The most popular sites behind Facebook and Myspace are sites that allow you to “grade” your professors or warn of really terrible ones. While warning students about professors who do not speak English properly, do not know the material very well or just plain do not care can certainly be helpful in situations, these sites should be banned for a number of reasons:
Unfair advantage: The use of a professor rating site creates an unfair advantage for those who can register early and take the easiest teachers while those who register last (usually freshman) usually are stuck with the hardest and typically worse teachers. By using a professor rating site, students can create a schedule based on teachers who grade significantly easier than other professors. While the students get better grades, this can have a negative impact on the quality of education the student receives. One can simply “coast” through college with an information advantage over others instead of academic superiority.
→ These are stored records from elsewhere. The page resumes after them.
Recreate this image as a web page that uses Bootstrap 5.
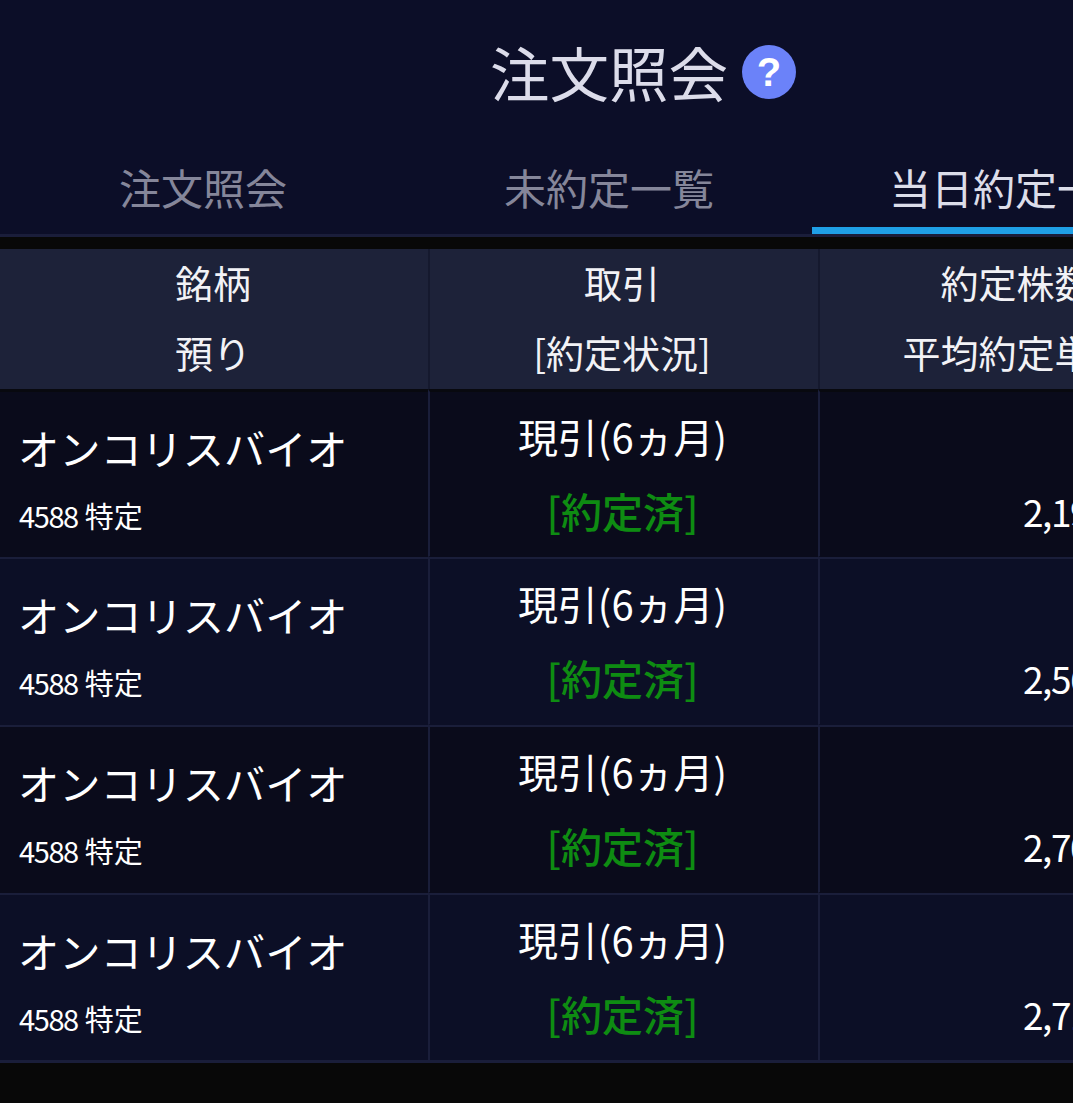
<!DOCTYPE html>
<html lang="ja">
<head>
    <meta charset="UTF-8">
    <meta name="viewport" content="width=device-width, initial-scale=1.0">
    <title>注文照会</title>
    <link href="https://cdn.jsdelivr.net/npm/bootstrap@5.3.0/dist/css/bootstrap.min.css" rel="stylesheet">
    <style>
        html, body {
            height: 100%;
        }
        body {
            background-color: #080808;
            color: #fff;
            overflow: hidden;
            font-family: "Noto Sans CJK JP", "Noto Sans", sans-serif;
        }
        .order-page {
            width: 1220px;
        }
        .page-head {
            background-color: #0c0e28;
            height: 237px;
            border-bottom: 3px solid #1a1d3a;
        }
        .page-title {
            height: 143px;
            padding-left: 490px;
        }
        .page-title h1 {
            font-size: 59.5px;
            font-weight: 400;
            color: #dcdcea;
            margin: 0;
            line-height: 1;
        }
        .help-mark {
            width: 54px;
            height: 54px;
            margin-left: 14px;
            background-color: #6b82f9;
            font-size: 40px;
            font-weight: 700;
            line-height: 54px;
            font-family: "Liberation Sans", sans-serif;
        }
        .tab-item {
            width: 406px;
            height: 91px;
            font-size: 42px;
            line-height: 1;
            padding-top: 23px;
            color: #85869a;
            text-align: center;
        }
        .tab-active {
            color: #dcdde9;
            border-bottom: 7px solid #1f9fe6;
        }
        .order-table {
            margin-top: 12px;
            margin-bottom: 0;
            width: 1220px;
            table-layout: fixed;
            border-collapse: separate;
            border-spacing: 0;
            --bs-table-bg: transparent;
            --bs-table-color: #fff;
            --bs-table-border-color: transparent;
        }
        .order-table th {
            background-color: #1d2239;
            font-size: 38px;
            font-weight: 400;
            line-height: 70px;
            height: 140px;
            padding: 0 2px 0 0;
            text-align: center;
            color: #f2f2f6;
            vertical-align: top;
            border-bottom: 0;
        }
        .order-table th + th {
            border-left: 2px solid #15192e;
            padding-right: 4px;
        }
        .order-table th:last-child {
            padding-right: 7px;
        }
        .head-lines {
            margin-top: -2px;
        }
        .order-table td {
            height: 168px;
            padding: 0;
            vertical-align: top;
            border-top: 2px solid #1a1e3a;
        }
        .order-table tbody tr:first-child td {
            border-top: 3px solid #08090f;
        }
        .order-table td + td {
            border-left: 2px solid #1a1e3a;
        }
        .order-table tbody tr:nth-child(odd) td {
            background-color: #0a0b1b;
        }
        .order-table tbody tr:nth-child(even) td {
            background-color: #0c0f26;
        }
        .order-table tbody tr:last-child td {
            height: 170px;
            border-bottom: 3px solid #1a1e3a;
        }
        .stock-name {
            font-size: 41.2px;
            line-height: 1;
            padding: 35px 0 0 18px;
            white-space: nowrap;
        }
        .stock-code {
            font-size: 29px;
            line-height: 1;
            padding: 33px 0 0 19px;
            white-space: nowrap;
        }
        .num-text {
            display: inline-block;
            letter-spacing: -1.4px;
            margin-right: 7px;
        }
        .trade-type {
            font-size: 40px;
            line-height: 1;
            padding: 24px 3px 0 0;
            text-align: center;
            white-space: nowrap;
        }
        .trade-state {
            font-size: 41px;
            font-weight: 500;
            line-height: 1;
            padding: 34px 3px 0 0;
            text-align: center;
            color: #0e8c12;
            white-space: nowrap;
        }
        .fill-price {
            font-size: 37px;
            letter-spacing: -1.5px;
            line-height: 1;
            padding: 101px 112px 0 0;
            text-align: right;
            white-space: nowrap;
        }
    </style>
</head>
<body>
    <div class="order-page">
        <!-- ヘッダー -->
        <div class="page-head">
            <div class="page-title d-flex align-items-center">
                <h1>注文照会</h1>
                <span class="help-mark rounded-circle text-center text-white flex-shrink-0">?</span>
            </div>
            <div class="d-flex">
                <div class="tab-item">注文照会</div>
                <div class="tab-item">未約定一覧</div>
                <div class="tab-item tab-active">当日約定一覧</div>
            </div>
        </div>

        <!-- 約定一覧 -->
        <table class="table order-table">
            <colgroup>
                <col width="428">
                <col width="390">
                <col width="402">
            </colgroup>
            <thead>
                <tr>
                    <th><div class="head-lines">銘柄<br>預り</div></th>
                    <th><div class="head-lines">取引<br>[約定状況]</div></th>
                    <th><div class="head-lines">約定株数<br>平均約定単価</div></th>
                </tr>
            </thead>
            <tbody id="rows"></tbody>
        </table>
    </div>

    <script src="https://cdn.jsdelivr.net/npm/bootstrap@5.3.0/dist/js/bootstrap.bundle.min.js"></script>
    <script>
        const prices = ['2,190', '2,560', '2,700', '2,710'];
        document.getElementById('rows').innerHTML = prices.map(p => `
            <tr>
                <td>
                    <div class="stock-name">オンコリスバイオ</div>
                    <div class="stock-code"><span class="num-text">4588</span>特定</div>
                </td>
                <td>
                    <div class="trade-type">現引(6ヵ月)</div>
                    <div class="trade-state">[約定済]</div>
                </td>
                <td><div class="fill-price">${p}</div></td>
            </tr>`).join('');
    </script>
</body>
</html>
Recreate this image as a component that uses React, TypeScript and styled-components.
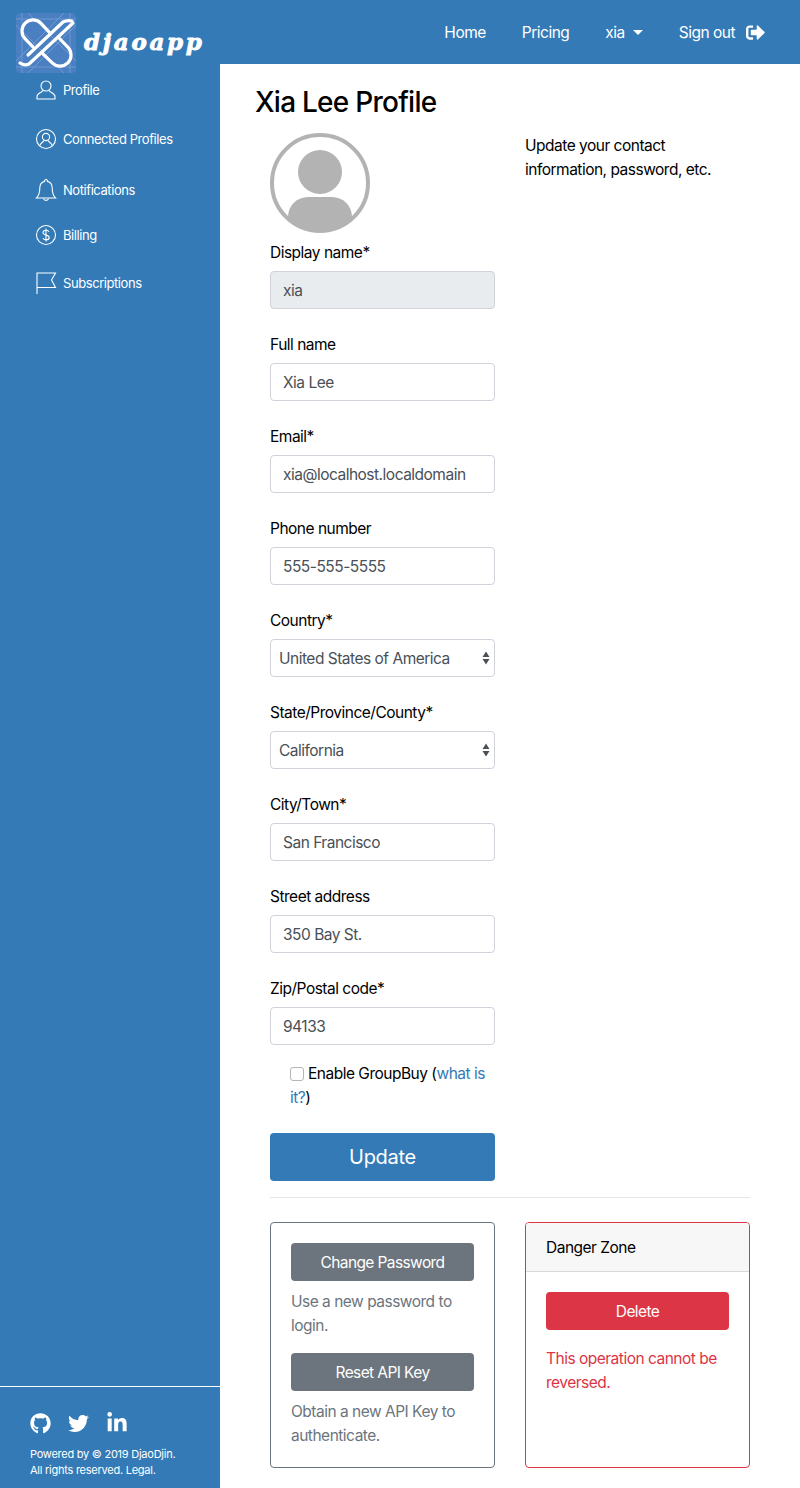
import * as React from 'react';
import styled, { createGlobalStyle } from 'styled-components';
import { FaGithub, FaLinkedinIn, FaSignOutAlt, FaTwitter } from 'react-icons/fa';

const GlobalStyle = createGlobalStyle`
    html, body {
        margin: 0;
        padding: 0;
        background: #fff;
    }
    * {
        box-sizing: border-box;
    }
    body {
        font-family: Inter, "Liberation Sans", sans-serif;
        font-size: 15.5px;
        line-height: 24px;
        letter-spacing: -0.5px;
        color: #000;
    }
`;

const Page = styled.div`
    width: 800px;
    min-height: 1488px;
    display: flex;
    flex-direction: column;
`;

const Header = styled.header`
    position: relative;
    height: 64px;
    background: #337ab7;
    display: flex;
    align-items: center;
    justify-content: flex-end;
    padding-right: 35px;
    gap: 36px;
    color: #fff;
`;

const Brand = styled.a`
    position: absolute;
    left: 16px;
    top: 13px;
    display: flex;
    align-items: center;
    gap: 8px;
    z-index: 2;
`;

const BrandName = styled.span`
    font-family: "DejaVu Serif", serif;
    font-style: italic;
    font-weight: 700;
    font-size: 23px;
    line-height: 24px;
    letter-spacing: 2.7px;
    -webkit-text-stroke: 0.8px #fff;
    color: #fff;
    margin-top: -2px;
`;

const NavLink = styled.a`
    display: flex;
    align-items: center;
    height: 26px;
    padding-top: 1px;
    color: #fff;
    svg {
        margin-left: 11px;
    }
`;

const Caret = styled.span`
    width: 0;
    height: 0;
    margin-left: 8px;
    border-top: 5px solid #fff;
    border-left: 5px solid transparent;
    border-right: 5px solid transparent;
`;

const Body = styled.div`
    flex: 1;
    display: flex;
`;

const Sidebar = styled.aside`
    width: 220px;
    flex: none;
    background: #337ab7;
    color: #fff;
    display: flex;
    flex-direction: column;
    padding-top: 14px;
`;

const SideItem = styled.a<{ $gap: number }>`
    height: 24px;
    margin-top: ${p => p.$gap}px;
    padding-left: 36px;
    display: flex;
    align-items: center;
    gap: 7px;
    font-size: 13px;
    letter-spacing: -0.43px;
    color: #fff;
    svg {
        flex: none;
        overflow: visible;
    }
`;

const SideFooter = styled.div`
    margin-top: auto;
    border-top: 1px solid #fff;
    padding: 25px 0 10px 30px;
    font-size: 11px;
    line-height: 16px;
    letter-spacing: -0.25px;
`;

const Socials = styled.div`
    display: flex;
    align-items: center;
    gap: 17px;
    height: 22px;
    margin-bottom: 12px;
`;

const Main = styled.main`
    flex: 1;
    padding: 20px 50px 20px 50px;
`;

const Title = styled.h1`
    margin: 0 0 13px -15px;
    font-size: 28px;
    line-height: 36px;
    font-weight: 500;
    letter-spacing: -0.75px;
`;

const Columns = styled.div`
    display: grid;
    grid-template-columns: 225px 225px;
    column-gap: 30px;
`;

const Avatar = styled.svg`
    display: block;
    margin-bottom: 6px;
`;

const Field = styled.div`
    margin-bottom: 22px;
`;

const Label = styled.label`
    display: block;
    padding-top: 2px;
    margin-bottom: 6px;
`;

const Input = styled.input`
    display: block;
    width: 100%;
    height: 38px;
    padding: 0 12px;
    border: 1px solid #ced4da;
    border-radius: 4px;
    font: inherit;
    letter-spacing: inherit;
    color: #495057;
    background: #fff;
    &:disabled {
        background: #e9ecef;
        opacity: 1;
    }
`;

const SelectWrap = styled.div`
    position: relative;
    svg {
        position: absolute;
        right: 5px;
        top: 12px;
    }
`;

const Select = styled.select`
    display: block;
    width: 100%;
    height: 38px;
    padding: 1px 8px 0;
    border: 1px solid #ced4da;
    border-radius: 4px;
    font: inherit;
    letter-spacing: inherit;
    color: #495057;
    background: #fff;
    appearance: none;
`;

const CheckRow = styled.label`
    display: block;
    margin: -5px 0 23px 20px;
    a {
        color: #337ab7;
    }
`;

const Check = styled.input`
    appearance: none;
    width: 14px;
    height: 14px;
    margin: 0 4px 0 0;
    vertical-align: -2px;
    background: #fff;
    border: 1px solid #b5b5b5;
    border-radius: 3px;
`;

const Button = styled.button<{ $bg: string; $large?: boolean }>`
    display: block;
    width: 100%;
    height: ${p => p.$large ? 48 : 38}px;
    border: 0;
    border-radius: 4px;
    background: ${p => p.$bg};
    color: #fff;
    font-family: inherit;
    font-size: ${p => p.$large ? 20 : 15.5}px;
    letter-spacing: ${p => p.$large ? -0.3 : -0.6}px;
`;

const Help = styled.p`
    margin: 0;
    padding-top: 1px;
`;

const Divider = styled.hr`
    margin: 16px 0 24px;
    border: 0;
    border-top: 1px solid rgba(0, 0, 0, 0.1);
`;

const Card = styled.section<{ $color: string }>`
    height: 246px;
    border: 1px solid ${p => p.$color};
    border-radius: 4px;
    color: ${p => p.$color};
    overflow: hidden;
`;

const CardBody = styled.div`
    padding: 20px;
`;

const CardHeader = styled.div`
    height: 49px;
    padding: 13px 20px 0;
    background: #f7f7f7;
    border-bottom: 1px solid rgba(0, 0, 0, 0.125);
    color: #000;
`;

const CardText = styled.p<{ $top: number }>`
    margin: ${p => p.$top}px 0 15px;
`;

const Logo = () => (
    <svg width="60" height="60" viewBox="0 0 60 60" fill="none">
        <rect width="60" height="60" rx="4" fill="#4a7fc1" />
        <g stroke="#7fa4d6" strokeWidth="1" opacity="0.7">
            <path d="M0 12L48 60M12 0L60 48M0 48L48 0M12 60L60 12M0 6H60M0 54H60M6 0V60M54 0V60" />
        </g>
        <g stroke="#fff" strokeWidth="3.2" strokeLinecap="round" strokeLinejoin="round">
            <path d="M4 50Q8 53 13 51L57 10" />
            <path d="M12 42L47 9Q51 7 56 8" />
            <path d="M17 34L9.2 25.8A11 11 0 0 1 24.8 10.2L34 20" />
            <path d="M43 25L51.8 34.2A11 11 0 0 1 36.2 49.8L26 40" />
        </g>
    </svg>
);

const lineIcon = {
    fill: 'none',
    stroke: '#fff',
    strokeWidth: 1.1,
};

const ProfileIcon = () => (
    <svg width="20" height="20" viewBox="0 0 20 20" {...lineIcon}>
        <circle cx="10" cy="6" r="5" />
        <path d="M7 10.5C6 12.5 1 13 1 16.5V19H19V16.5C19 13 14 12.5 13 10.5" />
    </svg>
);

const ConnectedIcon = () => (
    <svg width="20" height="20" viewBox="0 0 20 20" {...lineIcon}>
        <circle cx="10" cy="10" r="9.5" />
        <circle cx="10" cy="8" r="3.6" />
        <path d="M3.6 17C4.2 14 7 13.5 8 11.5M16.4 17C15.8 14 13 13.5 12 11.5" />
    </svg>
);

const BellIcon = () => (
    <svg width="20" height="24" viewBox="0 0 20 24" {...lineIcon}>
        <path d="M10 1.5C11 1.5 11.5 2.2 11.4 3.4C14.6 4.2 16.2 6.8 16.2 10C16.2 15 17 17.5 19.5 20H0.5C3 17.5 3.8 15 3.8 10C3.8 6.8 5.4 4.2 8.6 3.4C8.5 2.2 9 1.5 10 1.5Z" />
        <path d="M7.5 20.5C7.8 23 12.2 23 12.5 20.5" />
    </svg>
);

const BillingIcon = () => (
    <svg width="20" height="20" viewBox="0 0 20 20" {...lineIcon}>
        <circle cx="10" cy="10" r="9.5" />
        <path d="M13 6.8C12.4 5.6 11.2 5.2 10 5.2C8.2 5.2 7 6.1 7 7.6C7 11 13.2 9.2 13.2 12.6C13.2 14 11.9 14.9 10 14.9C8.6 14.9 7.4 14.3 6.9 13.1M10 3.6V16.4" />
    </svg>
);

const FlagIcon = () => (
    <svg width="20" height="22" viewBox="0 0 20 22" {...lineIcon}>
        <path d="M1 22V1H19.5L15.5 8L19.5 15.5H1" />
    </svg>
);

const SpinnerArrows = () => (
    <svg width="8" height="14" viewBox="0 0 8 14" fill="#4b5157">
        <path d="M4 0.5L7.5 6H0.5ZM4 13.5L0.5 8H7.5Z" />
    </svg>
);

const fields: { label: string; value: string; disabled?: boolean; options?: boolean }[] = [
    { label: 'Display name*', value: 'xia', disabled: true },
    { label: 'Full name', value: 'Xia Lee' },
    { label: 'Email*', value: 'xia@localhost.localdomain' },
    { label: 'Phone number', value: '555-555-5555' },
    { label: 'Country*', value: 'United States of America', options: true },
    { label: 'State/Province/County*', value: 'California', options: true },
    { label: 'City/Town*', value: 'San Francisco' },
    { label: 'Street address', value: '350 Bay St.' },
    { label: 'Zip/Postal code*', value: '94133' },
];

export default function App() {
    return (
        <Page>
            <GlobalStyle />
            <Header>
                <Brand>
                    <Logo />
                    <BrandName>djaoapp</BrandName>
                </Brand>
                <NavLink>Home</NavLink>
                <NavLink>Pricing</NavLink>
                <NavLink>xia<Caret /></NavLink>
                <NavLink>Sign out<FaSignOutAlt size={19} /></NavLink>
            </Header>
            <Body>
                <Sidebar>
                    <SideItem $gap={0}><ProfileIcon />Profile</SideItem>
                    <SideItem $gap={25}><ConnectedIcon />Connected Profiles</SideItem>
                    <SideItem $gap={27}><BellIcon />Notifications</SideItem>
                    <SideItem $gap={21}><BillingIcon />Billing</SideItem>
                    <SideItem $gap={24}><FlagIcon />Subscriptions</SideItem>
                    <SideFooter>
                        <Socials>
                            <FaGithub size={21} />
                            <FaTwitter size={21} />
                            <FaLinkedinIn size={22} />
                        </Socials>
                        Powered by © 2019 DjaoDjin.<br />
                        All rights reserved. Legal.
                    </SideFooter>
                </Sidebar>
                <Main>
                    <Title>Xia Lee Profile</Title>
                    <Columns>
                        <div>
                            <Avatar width="100" height="100" viewBox="0 0 100 100">
                                <defs>
                                    <clipPath id="avatar-clip">
                                        <circle cx="50" cy="50" r="48" />
                                    </clipPath>
                                </defs>
                                <circle cx="50" cy="50" r="48" fill="none" stroke="#b3b3b3" strokeWidth="4" />
                                <circle cx="50" cy="39" r="22" fill="#b3b3b3" />
                                <rect x="18" y="64" width="64" height="50" rx="20" fill="#b3b3b3" clipPath="url(#avatar-clip)" />
                            </Avatar>
                            {fields.map(f => (
                                <Field key={f.label}>
                                    <Label>{f.label}</Label>
                                    {f.options ? (
                                        <SelectWrap>
                                            <Select defaultValue={f.value}>
                                                <option>{f.value}</option>
                                            </Select>
                                            <SpinnerArrows />
                                        </SelectWrap>
                                    ) : (
                                        <Input defaultValue={f.value} disabled={f.disabled} />
                                    )}
                                </Field>
                            ))}
                            <CheckRow>
                                <Check type="checkbox" />Enable GroupBuy (<a>what is it?</a>)
                            </CheckRow>
                            <Button $bg="#337ab7" $large>Update</Button>
                        </div>
                        <Help>Update your contact information, password, etc.</Help>
                    </Columns>
                    <Divider />
                    <Columns>
                        <Card $color="#6c757d">
                            <CardBody>
                                <Button $bg="#6c757d">Change Password</Button>
                                <CardText $top={9}>Use a new password to login.</CardText>
                                <Button $bg="#6c757d">Reset API Key</Button>
                                <CardText $top={9}>Obtain a new API Key to authenticate.</CardText>
                            </CardBody>
                        </Card>
                        <Card $color="#dc3545">
                            <CardHeader>Danger Zone</CardHeader>
                            <CardBody>
                                <Button $bg="#dc3545">Delete</Button>
                                <CardText $top={17}>This operation cannot be reversed.</CardText>
                            </CardBody>
                        </Card>
                    </Columns>
                </Main>
            </Body>
        </Page>
    );
}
Every college has it’s varying degree of professors and to even out the variance in teaching methods nobody should know anything about their professors.
Sites like Ratemyprofessor claim that allowing anonymous internet users to grade their professors on a scale of 1-5 gives them valuable feedback, but rarely does one read a legitimate review on the professor’s teaching ability rather than their willingness to give out A’s or how attractive they are.
Most “reviews” fall into the category of “this teacher will give an A to anyone who breathes and never gives homework” or “this teacher actually wants students to learn, avoid like the plague!” As any basic statistics class will tell you, the site succumbs to response bias. Only students who perform well and receive an “A” take the time to go on a professor rating site and voice their opinion, and vengeful students who do poorly also feel motivated enough to write a scathing review of their professor.
Ratemyprofessor breaks down to a system of hate or love which severely damages the academic integrity of the American higher education system and colleges should justifiably ban such sites.
What can colleges and universities do to stem the rapid rise in use of professor rating sites? Every institution of higher learning needs to make available the teacher evaluations that are pretty much standard across the United States universities. Universities force students to turn to sites such as RateMyProfessor specifically because of a lack of choices. Giving incoming and current students access to such a database would give students a more well rounded and fair view of a teacher’s ability to perform his or her job beyond churning out A’s.